It’s kind of like watching TV. Or someone else playing a video game. But it’s live, there, in front of you. Mike Bartlett has a reputation for doing just that – creating plays that challenge the conventions of theatrical experience. Game, at the Almeida, certainly achieves that.
Black blinds come up on the stage space from your little section of the audience – one of four arranged around the set – each invisible to the others. We listen in with headphones, as sing-song gaming music plays on repeat. Somewhere behind the polka dot wallpaper are the other segments of the audience, watching. There are little screens too, in the audience space, showing surveillance footage of the space.
So you can see all around this quite standard, modern home. It’s got a nice clean kitchen. It feels very IKEA. And a bit like watching Big Brother or playing The Sims. The young couple living there – played by Mike Noble and Jodie McNee – go about their normal daily business – making dinner, making love. They have cornflakes and microwave dinners.

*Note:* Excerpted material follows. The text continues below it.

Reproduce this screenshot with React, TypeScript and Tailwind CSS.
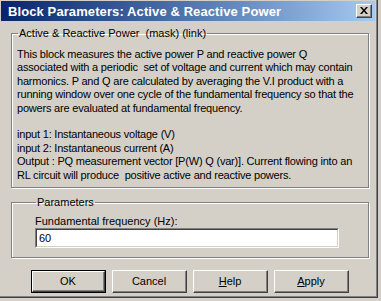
import React from "react";

const font = { fontFamily: '"Liberation Sans", Arial, sans-serif' };

function Btn({ children, def }: { children: React.ReactNode; def?: boolean }) {
  return (
    <div
      className={
        "w-[75px] h-[23px] flex " +
        (def ? "border border-black" : "")
      }
    >
      <div className="flex-1 flex border-t border-l border-t-white border-l-white border-r border-b border-r-[#404040] border-b-[#404040]">
        <div className="flex-1 flex items-center justify-center border-r border-b border-r-[#808080] border-b-[#808080] text-[11px] text-black">
          {children}
        </div>
      </div>
    </div>
  );
}

export default function App() {
  const lines1 = [
    "This block measures the active power P and reactive power Q",
    "associated with a periodic  set of voltage and current which may contain",
    "harmonics. P and Q are calculated by averaging the V.I product with a",
    "running window over one cycle of the fundamental frequency so that the",
    "powers are evaluated at fundamental frequency.",
    "\u00a0",
    "input 1: Instantaneous voltage (V)",
    "input 2: Instantaneous current (A)",
    "Output : PQ measurement vector [P(W) Q (var)]. Current flowing into an",
    "RL circuit will produce  positive active and reactive powers.",
  ];
  return (
    <div className="w-[381px] h-[301px] bg-[#d4d0c8] overflow-hidden" style={font}>
      <div className="w-[378px] h-[298px] flex flex-col border-r border-b border-r-[#404040] border-b-[#404040]">
        <div className="flex-1 flex flex-col border-r border-b border-r-[#808080] border-b-[#808080]">
          {/* title bar */}
          <div className="h-[20px] mx-[1px] mt-[1px] flex items-center justify-between pl-[7px] pr-[3px] bg-gradient-to-r from-[#0a246a] to-[#a6caf0]">
            <span className="text-white font-bold text-[13px] leading-none tracking-[0.1px]">
              Block Parameters: Active &amp; Reactive Power
            </span>
            <div className="w-[16px] h-[14px] bg-[#d4d0c8] flex border-t border-l border-t-white border-l-white border-r border-b border-r-[#404040] border-b-[#404040]">
              <div className="flex-1 flex items-center justify-center border-r border-b border-r-[#808080] border-b-[#808080]">
                <svg width="8" height="7" viewBox="0 0 8 7">
                  <path d="M0 0h2l2 2.5L6 0h2L5 3.5 8 7H6L4 4.5 2 7H0l3-3.5z" fill="#000" />
                </svg>
              </div>
            </div>
          </div>

          {/* group 1 */}
          <fieldset className="mt-[6px] ml-[11px] mr-[7px] h-[161px] border border-[#808080] shadow-[inset_1px_1px_0_#fff,1px_1px_0_#fff] px-[5px]">
            <legend className="ml-[1px] px-[1px] text-[11px] leading-[13px] text-black whitespace-pre">
              Active &amp; Reactive Power  (mask) (link)
            </legend>
            <div className="mt-[8px] text-[11px] leading-[13.4px] text-black whitespace-pre tracking-[-0.2px]">
              {lines1.map((l, i) => (
                <div key={i}>{l}</div>
              ))}
            </div>
          </fieldset>

          {/* group 2 */}
          <fieldset className="mt-[8px] ml-[11px] mr-[7px] h-[62px] border border-[#808080] shadow-[inset_1px_1px_0_#fff,1px_1px_0_#fff] pl-[23px] pr-[29px]">
            <legend className="ml-[1px] px-[1px] text-[11px] leading-[13px] text-black">
              Parameters
            </legend>
            <div className="text-[11px] leading-[13px] text-black mt-[6px]">
              Fundamental frequency (Hz):
            </div>
            <div className="mt-0 h-[20px] flex border-t border-l border-t-[#808080] border-l-[#808080] border-r border-b border-r-white border-b-white">
              <div className="flex-1 flex items-center bg-white pl-[2px] border-t border-l border-t-[#404040] border-l-[#404040] border-r border-b border-r-[#d4d0c8] border-b-[#d4d0c8] text-[11px] text-black">
                60
              </div>
            </div>
          </fieldset>

          {/* buttons */}
          <div className="mt-[12px] ml-[31px] flex gap-[6px]">
            <Btn def>OK</Btn>
            <Btn>Cancel</Btn>
            <Btn>
              <span>
                <span className="underline">H</span>elp
              </span>
            </Btn>
            <Btn>
              <span>
                <span className="underline">A</span>pply
              </span>
            </Btn>
          </div>
        </div>
      </div>
    </div>
  );
}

We soon discover, though, that this is a corporate home, whose inhabitants allow themselves to be shot with tranquilliser darts for public amusement. It’s a rich person’s game. And it is sold as the ultimate experience – get a buzz from shooting real life people in their real life home. Watch them squirm. The person who’s been shot passes out for a bit, wakes up and gets on with things as though nothing were amiss.
The apparent catalyst for this last resort is the housing crisis – but that fact, so clearly stated in the marketing, lacks emphasis in the production. In fact, when the couple eventually allow their little son to also be shot at, there seems to be no reasonable justification behind their staying. Even if, as Carly (McNee) tells her partner, they haven’t done very well in life. They just didn’t seem quite that desperate.

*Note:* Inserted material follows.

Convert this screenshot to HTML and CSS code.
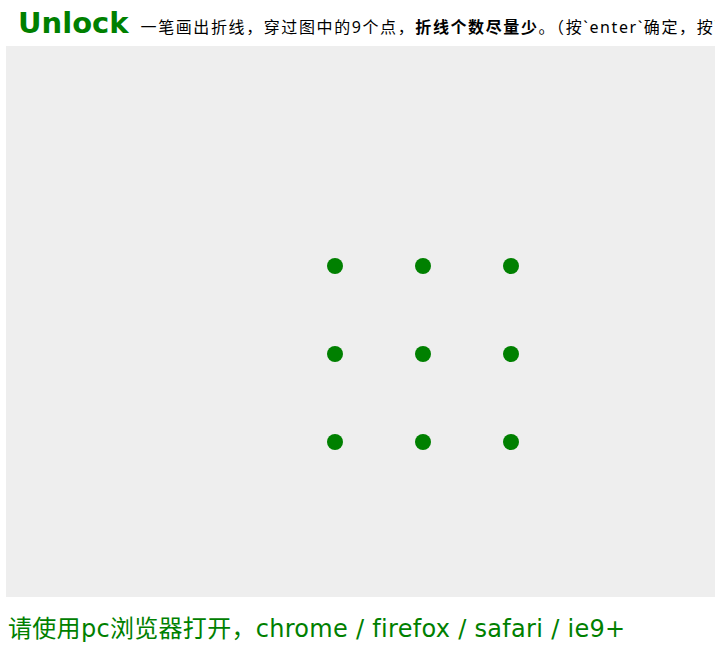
FILE: index.html
```html
<!DOCTYPE html>
<html lang="zh">
<head>
    <meta charset="UTF-8">
    <title>Unlock</title>
    <link rel="stylesheet" href="styles.css">
</head>
<body>
<div class="header">
    <span class="title">Unlock</span>
    <span class="intro">一笔画出折线，穿过图中的9个点，<b>折线个数尽量少</b>。（按`enter`确定，按`esc`重来）</span>
</div>

<svg class="board" width="709" height="551">
    <circle cx="329" cy="220" r="8"></circle>
    <circle cx="417" cy="220" r="8"></circle>
    <circle cx="505" cy="220" r="8"></circle>
    <circle cx="329" cy="308" r="8"></circle>
    <circle cx="417" cy="308" r="8"></circle>
    <circle cx="505" cy="308" r="8"></circle>
    <circle cx="329" cy="396" r="8"></circle>
    <circle cx="417" cy="396" r="8"></circle>
    <circle cx="505" cy="396" r="8"></circle>
</svg>

<div class="tip">请使用pc浏览器打开，chrome / firefox / safari / ie9+</div>
</body>
</html>
```

FILE: styles.css
```css
html, body {
    margin: 0;
    padding: 0;
    overflow: hidden;
}

body {
    font-family: "DejaVu Sans", "Noto Sans CJK SC", sans-serif;
    color: #000;
    background: #fff;
}

.header {
    height: 46px;
    padding-left: 18px;
    white-space: nowrap;
    overflow: hidden;
    display: flex;
    align-items: baseline;
}

.title {
    font-size: 29px;
    font-weight: bold;
    color: #008000;
    line-height: 46px;
    margin-right: 12px;
}

.intro {
    font-family: "Noto Sans", "Noto Sans CJK SC", sans-serif;
    font-size: 16px;
    letter-spacing: 1.6px;
}

.intro b {
    font-weight: bold;
}

.board {
    display: block;
    margin-left: 6px;
    background: #eeeeee;
}

.board circle {
    fill: #008000;
}

.tip {
    padding-left: 8px;
    margin-top: 12px;
    font-size: 24px;
    letter-spacing: 0.3px;
    color: #008000;
    white-space: nowrap;
}
```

Game struggles to find any narrative harmony or drive after a slightly more dynamic opening. It lacks character history to establish sympathy for the couple we voyeuristically peer at. Their son, who is driven to hiding in a cardboard box, is oddly voiceless and unaccessible. The high-class ‘experience’ of shooting people also seemed underdeveloped – why weren’t there tours, a narrative, additional extras, some kind of obsequious glamour? And the apparent villain of the piece – who owns the enterprise – wasn’t very nasty.
The concept of Game is intriguing and fearful – a moralistic story about technology and human evil. At what point do we feel uncomfortable being entertained by others’ despair? The technical team has pulled off a complex soundscape and film elements with quite astounding accuracy. But it lacks engaging, emotional storytelling. If you’re expecting something as biting as Bull or exceptional as King Charles III, I would reconsider.